L’application informatique que mes élèves utiliseront le plus est Google Earth, pour l’observation des pays et des îles tangentes aux routes maritimes, en lien avec la géographie et la connaissance des continents. S’y ajoutent tous les outils qui permettent de correspondre avec la classe d’un collègue de Royan pour se soutenir, s’encourager, prendre des nouvelles sur le tchat de l’application Virtual Regatta. Côté sciences, la course permet d’aborder la force éolienne et d’établir le lien avec les énergies renouvelables. Enfin, les enfants sont invités à lire des documents spécifiques en lien avec le monde maritime, à se familiariser avec le vocabulaire spécifique de la voile, et à produire des écrits variés sur le thème du voyage. Ce faisceau d’habiletés et de compétences donne du sens aux apprentissages et fait prendre conscience aux élèves que l’école apporte des connaissances utiles. Ils ont parfois du mal à saisir les tenants et aboutissants de notions qui, hors contexte, peuvent leur sembler abstraites. Là, on est dans le concret, et apprendre n’a plus rien d’un concept virtuel.
En tant que capitaine, quelles prérogatives laissez-vous aux enfants ?
Effectivement, l’enseignant se retrouve capitaine du navire car il peut valider ou invalider des choix tactiques, anticiper tel ou tel événement. Il peut aussi laisser la liberté du choix d’un cap ou de la voilure, en lien avec la vision à court terme permise par l’application Virtual Regatta. Il peut ensuite réajuster, car la classe et lui-même visent un bon classement : c’est l’esprit de la course, qui suscite l’émulation et s’accompagne d’un petit stress qui aiguise l’attention et l’engagement de chacun.

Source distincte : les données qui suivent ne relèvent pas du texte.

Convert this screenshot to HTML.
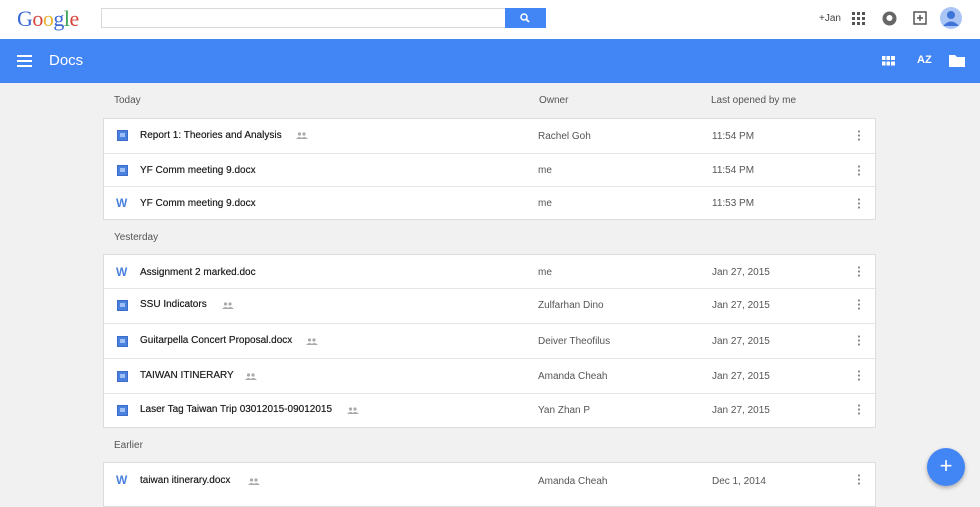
<!DOCTYPE html>
<html><head><meta charset="utf-8"><style>
*{margin:0;padding:0;box-sizing:border-box}
body{width:980px;height:501px;overflow:hidden;background:#f1f1f1;font-family:"Liberation Sans",Arial,sans-serif;position:relative}
.top{position:absolute;left:0;top:0;width:980px;height:39px;background:#fff}
.logo{position:absolute;left:17px;top:6px;font-family:"Liberation Serif",serif;font-size:22px;letter-spacing:-0.5px}
.search{position:absolute;left:101px;top:8px;width:405px;height:20px;border:1px solid #d9d9d9;background:#fff}
.sbtn{position:absolute;left:505px;top:8px;width:41px;height:20px;background:#4285f4}
.bar{position:absolute;left:0;top:39px;width:980px;height:44px;background:#4285f4}
.bar .t{position:absolute;left:49px;top:13px;color:#fff;font-size:15px}
.lbl{position:absolute;font-size:10px;color:#555}
.card{position:absolute;left:103px;width:773px;background:#fff;border:1px solid #dcdcdc}
.row{position:relative;border-top:1px solid #e6e6e6;font-size:10px;color:#333}
.row:first-child{border-top:none}
.row .n{position:absolute;left:36px;color:#222;text-shadow:0 0 0.4px #222}
.row .o{position:absolute;left:434px;color:#555}
.row .d{position:absolute;left:608px;color:#555}
.row svg.m{position:absolute;left:753px}
.ic{position:absolute;left:13px;width:11px;height:11px;background:#4a80e0;border:1px solid #3b6cc8}
.ic::after{content:"";position:absolute;left:2px;top:2px;width:5px;height:4px;background:#9ec0f5}
.w{position:absolute;left:12px;color:#4a80e0;font-weight:bold;font-size:12px}
.sh{position:absolute}
</style></head><body>
<svg width="0" height="0" style="position:absolute"><defs>
<g id="sh"><circle cx="3.5" cy="2" r="1.6" fill="#aaa"/><circle cx="8" cy="2" r="1.6" fill="#aaa"/><path d="M0 7q3.5-4 7 0zM5 7q3-4 7 0z" fill="#aaa"/></g>
<g id="dots"><circle cx="2" cy="1.5" r="1.1" fill="#888"/><circle cx="2" cy="5.5" r="1.1" fill="#888"/><circle cx="2" cy="9.5" r="1.1" fill="#888"/></g>
</defs></svg>
<div class="top">
<div class="logo"><span style="color:#3b6ad4">G</span><span style="color:#d6443a">o</span><span style="color:#e8b32e">o</span><span style="color:#3b6ad4">g</span><span style="color:#3ba353">l</span><span style="color:#d6443a">e</span></div>
<div class="search"></div>
<div class="sbtn"><svg width="41" height="20"><circle cx="19" cy="9" r="3" stroke="#fff" stroke-width="1.5" fill="none"/><path d="M21 11l3 3" stroke="#fff" stroke-width="1.8"/></svg></div>
<div style="position:absolute;left:819px;top:13px;font-size:10px;color:#444">+Jan</div>
<svg style="position:absolute;left:852px;top:12px" width="13" height="13" fill="#555"><rect x="0" y="0" width="3" height="3"/><rect x="5" y="0" width="3" height="3"/><rect x="10" y="0" width="3" height="3"/><rect x="0" y="5" width="3" height="3"/><rect x="5" y="5" width="3" height="3"/><rect x="10" y="5" width="3" height="3"/><rect x="0" y="10" width="3" height="3"/><rect x="5" y="10" width="3" height="3"/><rect x="10" y="10" width="3" height="3"/></svg>
<svg style="position:absolute;left:882px;top:11px" width="15" height="15"><circle cx="7.5" cy="7.5" r="7" fill="#666"/><circle cx="7.5" cy="7" r="3" fill="#fff"/></svg>
<svg style="position:absolute;left:913px;top:11px" width="15" height="15"><rect x="1" y="1" width="12" height="12" fill="none" stroke="#555" stroke-width="1.5"/><path d="M7 4v6M4 7h6" stroke="#555" stroke-width="1.5"/></svg>
<svg style="position:absolute;left:940px;top:7px" width="22" height="22"><circle cx="11" cy="11" r="11" fill="#a9c4f5"/><circle cx="11" cy="8" r="4" fill="#3f74d8"/><path d="M3 19q8-9 16 0" fill="#3f74d8"/></svg>
</div>
<div class="bar">
<svg style="position:absolute;left:17px;top:16px" width="15" height="12" fill="#fff"><rect y="0" width="15" height="2"/><rect y="5" width="15" height="2"/><rect y="10" width="15" height="2"/></svg>
<div class="t">Docs</div>
<svg style="position:absolute;left:882px;top:17px" width="13" height="10" fill="#fff"><rect x="0" y="0" width="3.5" height="4"/><rect x="4.5" y="0" width="3.5" height="4"/><rect x="9" y="0" width="4" height="4"/><rect x="0" y="5.5" width="3.5" height="4"/><rect x="4.5" y="5.5" width="3.5" height="4"/><rect x="9" y="5.5" width="4" height="4"/></svg>
<div style="position:absolute;left:917px;top:15px;color:#fff;font-size:11px;font-weight:bold">AZ</div>
<svg style="position:absolute;left:949px;top:15px" width="16" height="13"><path d="M0 1h6l2 2h8v10H0z" fill="#fff"/></svg>
</div>
<div class="lbl" style="left:114px;top:95px">Today</div>
<div class="lbl" style="left:539px;top:95px">Owner</div>
<div class="lbl" style="left:711px;top:95px">Last opened by me</div>
<div class="card" style="top:118px">
<div class="row" style="height:34px"><div class="ic" style="top:11px"></div><div class="n" style="top:11px">Report 1: Theories and Analysis</div><svg class="sh" style="left:192px;top:13px" width="12" height="8"><use href="#sh"/></svg><div class="o" style="top:12px">Rachel Goh</div><div class="d" style="top:12px">11:54 PM</div><svg class="m" style="top:11px" width="4" height="11"><use href="#dots"/></svg></div>
<div class="row" style="height:33px"><div class="ic" style="top:11px"></div><div class="n" style="top:11px">YF Comm meeting 9.docx</div><div class="o" style="top:11px">me</div><div class="d" style="top:11px">11:54 PM</div><svg class="m" style="top:11px" width="4" height="11"><use href="#dots"/></svg></div>
<div class="row" style="height:33px"><div class="w" style="top:9px">W</div><div class="n" style="top:11px">YF Comm meeting 9.docx</div><div class="o" style="top:11px">me</div><div class="d" style="top:11px">11:53 PM</div><svg class="m" style="top:11px" width="4" height="11"><use href="#dots"/></svg></div>
</div>
<div class="lbl" style="left:114px;top:232px">Yesterday</div>
<div class="card" style="top:254px">
<div class="row" style="height:33px"><div class="w" style="top:10px">W</div><div class="n" style="top:12px">Assignment 2 marked.doc</div><div class="o" style="top:12px">me</div><div class="d" style="top:12px">Jan 27, 2015</div><svg class="m" style="top:11px" width="4" height="11"><use href="#dots"/></svg></div>
<div class="row" style="height:35px"><div class="ic" style="top:11px"></div><div class="n" style="top:10px">SSU Indicators</div><svg class="sh" style="left:118px;top:13px" width="12" height="8"><use href="#sh"/></svg><div class="o" style="top:11px">Zulfarhan Dino</div><div class="d" style="top:11px">Jan 27, 2015</div><svg class="m" style="top:10px" width="4" height="11"><use href="#dots"/></svg></div>
<div class="row" style="height:35px"><div class="ic" style="top:12px"></div><div class="n" style="top:11px">Guitarpella Concert Proposal.docx</div><svg class="sh" style="left:202px;top:14px" width="12" height="8"><use href="#sh"/></svg><div class="o" style="top:12px">Deiver Theofilus</div><div class="d" style="top:12px">Jan 27, 2015</div><svg class="m" style="top:11px" width="4" height="11"><use href="#dots"/></svg></div>
<div class="row" style="height:35px"><div class="ic" style="top:12px"></div><div class="n" style="top:11px">TAIWAN ITINERARY</div><svg class="sh" style="left:141px;top:14px" width="12" height="8"><use href="#sh"/></svg><div class="o" style="top:12px">Amanda Cheah</div><div class="d" style="top:12px">Jan 27, 2015</div><svg class="m" style="top:11px" width="4" height="11"><use href="#dots"/></svg></div>
<div class="row" style="height:34px"><div class="ic" style="top:11px"></div><div class="n" style="top:10px">Laser Tag Taiwan Trip 03012015-09012015</div><svg class="sh" style="left:243px;top:13px" width="12" height="8"><use href="#sh"/></svg><div class="o" style="top:11px">Yan Zhan P</div><div class="d" style="top:11px">Jan 27, 2015</div><svg class="m" style="top:10px" width="4" height="11"><use href="#dots"/></svg></div>
</div>
<div class="lbl" style="left:114px;top:440px">Earlier</div>
<div class="card" style="top:462px;height:45px">
<div class="row" style="height:35px"><div class="w" style="top:10px">W</div><div class="n" style="top:12px">taiwan itinerary.docx</div><svg class="sh" style="left:144px;top:15px" width="12" height="8"><use href="#sh"/></svg><div class="o" style="top:13px">Amanda Cheah</div><div class="d" style="top:13px">Dec 1, 2014</div><svg class="m" style="top:11px" width="4" height="11"><use href="#dots"/></svg></div>
</div>
<div style="position:absolute;left:927px;top:448px;width:38px;height:38px;border-radius:50%;background:#4285f4;box-shadow:0 2px 4px rgba(0,0,0,.3);color:#fff;font-size:22px;text-align:center;line-height:36px">+</div>
</body></html>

Au niveau de l’autonomie, j’ai aussi déjà laissé la liberté de manœuvre à des élèves volontaires le week-end, tout en gardant un œil bienveillant sur leurs choix tactiques, lesquels doivent être réalisés à temps. Il est aussi arrivé que certains oublient un peu de s’en occuper…

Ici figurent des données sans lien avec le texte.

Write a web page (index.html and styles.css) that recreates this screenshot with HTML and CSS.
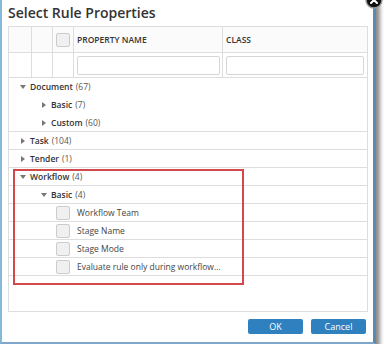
FILE: index.html
```html
<!DOCTYPE html>
<html lang="en">
<head>
    <meta charset="UTF-8">
    <meta name="viewport" content="width=device-width, initial-scale=1.0">
    <title>Select Rule Properties</title>
    <link rel="stylesheet" href="styles.css">
</head>
<body>
    <div class="dialog">
        <span class="close-btn">
            <svg width="18" height="18" viewBox="0 0 18 18">
                <circle cx="9" cy="9" r="8" fill="#111" stroke="#999" stroke-width="1.5"/>
                <path d="M6 6 L12 12 M12 6 L6 12" stroke="#fff" stroke-width="2" stroke-linecap="round"/>
            </svg>
        </span>
        <h1 class="title">Select Rule Properties</h1>

        <div class="grid">
            <div class="grid-row grid-head">
                <div class="cell"></div>
                <div class="cell"></div>
                <div class="cell center"><span class="checkbox"></span></div>
                <div class="cell label">PROPERTY NAME</div>
                <div class="cell label">CLASS</div>
            </div>
            <div class="grid-row grid-filter">
                <div class="cell"></div>
                <div class="cell"></div>
                <div class="cell"></div>
                <div class="cell"><input type="text" class="filter-input"></div>
                <div class="cell"><input type="text" class="filter-input last"></div>
            </div>

            <ul class="tree">
                <li class="node lvl0 no-line">
                    <svg class="caret" width="10" height="8"><polygon points="0,2 6,2 3,6"/></svg>
                    <span class="name">Document</span><span class="count">(67)</span>
                </li>
                <li class="node lvl1 no-line">
                    <svg class="caret" width="10" height="8"><polygon points="1,1 5,4 1,7"/></svg>
                    <span class="name">Basic</span><span class="count">(7)</span>
                </li>
                <li class="node lvl1">
                    <svg class="caret" width="10" height="8"><polygon points="1,1 5,4 1,7"/></svg>
                    <span class="name">Custom</span><span class="count">(60)</span>
                </li>
                <li class="node lvl0">
                    <svg class="caret" width="10" height="8"><polygon points="1,1 5,4 1,7"/></svg>
                    <span class="name">Task</span><span class="count">(104)</span>
                </li>
                <li class="node lvl0">
                    <svg class="caret" width="10" height="8"><polygon points="1,1 5,4 1,7"/></svg>
                    <span class="name">Tender</span><span class="count">(1)</span>
                </li>
                <li class="node lvl0">
                    <svg class="caret" width="10" height="8"><polygon points="0,2 6,2 3,6"/></svg>
                    <span class="name">Workflow</span><span class="count">(4)</span>
                </li>
                <li class="node lvl1">
                    <svg class="caret" width="10" height="8"><polygon points="0,2 6,2 3,6"/></svg>
                    <span class="name">Basic</span><span class="count">(4)</span>
                </li>
                <li class="node lvl2"><span class="checkbox"></span><span class="leaf">Workflow Team</span></li>
                <li class="node lvl2"><span class="checkbox"></span><span class="leaf">Stage Name</span></li>
                <li class="node lvl2"><span class="checkbox"></span><span class="leaf">Stage Mode</span></li>
                <li class="node lvl2"><span class="checkbox"></span><span class="leaf">Evaluate rule only during workflow...</span></li>
            </ul>

            <div class="highlight"></div>
        </div>

        <div class="actions">
            <button class="btn">OK</button>
            <button class="btn">Cancel</button>
        </div>
    </div>
</body>
</html>
```

FILE: styles.css
```css
body {
    margin: 0;
    background: #fff;
    font-family: "Open Sans", Arial, sans-serif;
    color: #333;
}

.dialog {
    position: relative;
    width: 376px;
    box-sizing: border-box;
    background: #fff;
    border-left: 2px solid #86b8da;
    border-right: 3px solid #5f88ad;
    border-bottom: 2px solid #7ea7c9;
    box-shadow: 4px 5px 4px rgba(0, 0, 0, 0.45);
    padding: 4px 0 8px 0;
}

.close-btn {
    position: absolute;
    right: -10px;
    top: -9px;
    width: 18px;
    height: 18px;
}

.title {
    margin: 0 0 4px 6px;
    font-size: 14px;
    line-height: 18px;
    font-weight: 600;
    color: #333;
}

.grid {
    position: relative;
    margin: 0 5px 0 6px;
    height: 286px;
    box-sizing: border-box;
    border: 1px solid #ddd;
}

.grid-row {
    display: grid;
    grid-template-columns: 23px 21px 21px 149px 1fr;
    border-bottom: 1px solid #ddd;
}
.grid-head {
    height: 26px;
    box-sizing: border-box;
    background: #fbfbfb;
}
.grid-filter {
    height: 25px;
    box-sizing: border-box;
}

.cell {
    border-right: 1px solid #ddd;
    display: flex;
    align-items: center;
    box-sizing: border-box;
}
.cell:last-child {
    border-right: none;
}
.cell.center {
    justify-content: center;
}
.cell.label {
    padding-left: 3px;
    font-size: 8.5px;
    font-weight: 600;
    color: #333;
}

.checkbox {
    display: inline-block;
    width: 12px;
    height: 12px;
    border: 1px solid #ccc;
    border-radius: 2px;
    background: #f0f0f0;
    flex-shrink: 0;
}

.filter-input {
    width: 143px;
    height: 19px;
    margin-left: 3px;
    padding: 0;
    box-sizing: border-box;
    border: 1px solid #d6d6d6;
    border-radius: 2px;
    background: #fff;
}
.filter-input.last {
    width: 138px;
}

.tree {
    list-style: none;
    margin: 0;
    padding: 0;
}
.node {
    display: flex;
    align-items: center;
    height: 18px;
    box-sizing: border-box;
    border-bottom: 1px solid #ddd;
    font-size: 8.5px;
    white-space: nowrap;
}
.node.no-line {
    border-bottom-color: transparent;
}
.lvl0 { padding-left: 11px; }
.lvl1 { padding-left: 32px; }
.lvl2 { padding-left: 47px; }

.caret {
    fill: #777;
    flex-shrink: 0;
}
.name {
    font-weight: 600;
    color: #333;
    margin-right: 3px;
}
.count {
    color: #555;
}
.leaf {
    margin-left: 7px;
    color: #444;
}

.highlight {
    position: absolute;
    left: 4px;
    top: 142px;
    width: 231px;
    height: 116px;
    box-sizing: border-box;
    border: 2px solid #d3494b;
}

.actions {
    display: flex;
    justify-content: flex-end;
    gap: 8px;
    margin: 7px 7px 0 0;
}
.btn {
    width: 55px;
    height: 15px;
    padding: 0;
    border: none;
    border-radius: 2px;
    background: #2e80bf;
    color: #fff;
    font-family: "Open Sans", Arial, sans-serif;
    font-size: 9px;
}
```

Vos élèves ont-ils aussi l’occasion de s’initier à la voile ?
Les classes de cycle 3 de la communauté d’agglomération de Royan, dont nous faisons partie, ont la chance d’être initiées à la voile à travers 4 journées, en fin d’année pour ce qui nous concerne. C’est un lien fort avec notre participation à la course de Virtual Regatta.
Par rapport aux courses transatlantiques, la spécificité d’une course autour du monde comme le Vendée Globe est sa durée, avec un record établi à 74 jours : cela change-t-il votre approche ?
Cela nous donnera le temps d’apprendre les fondamentaux de la voile. Cette navigation au long cours sera davantage propice aux essais, aux approfondissements et à la conduite des objectifs pédagogiques du projet. En même temps, il faudra veiller à éviter toute lassitude chez les enfants. Le Vendée Globe sera différent de la mini-Transat, qui par sa brièveté s’apparentait à un sprint, et peut-être dérogerons-nous au point quotidien qui était la règle l’an passé.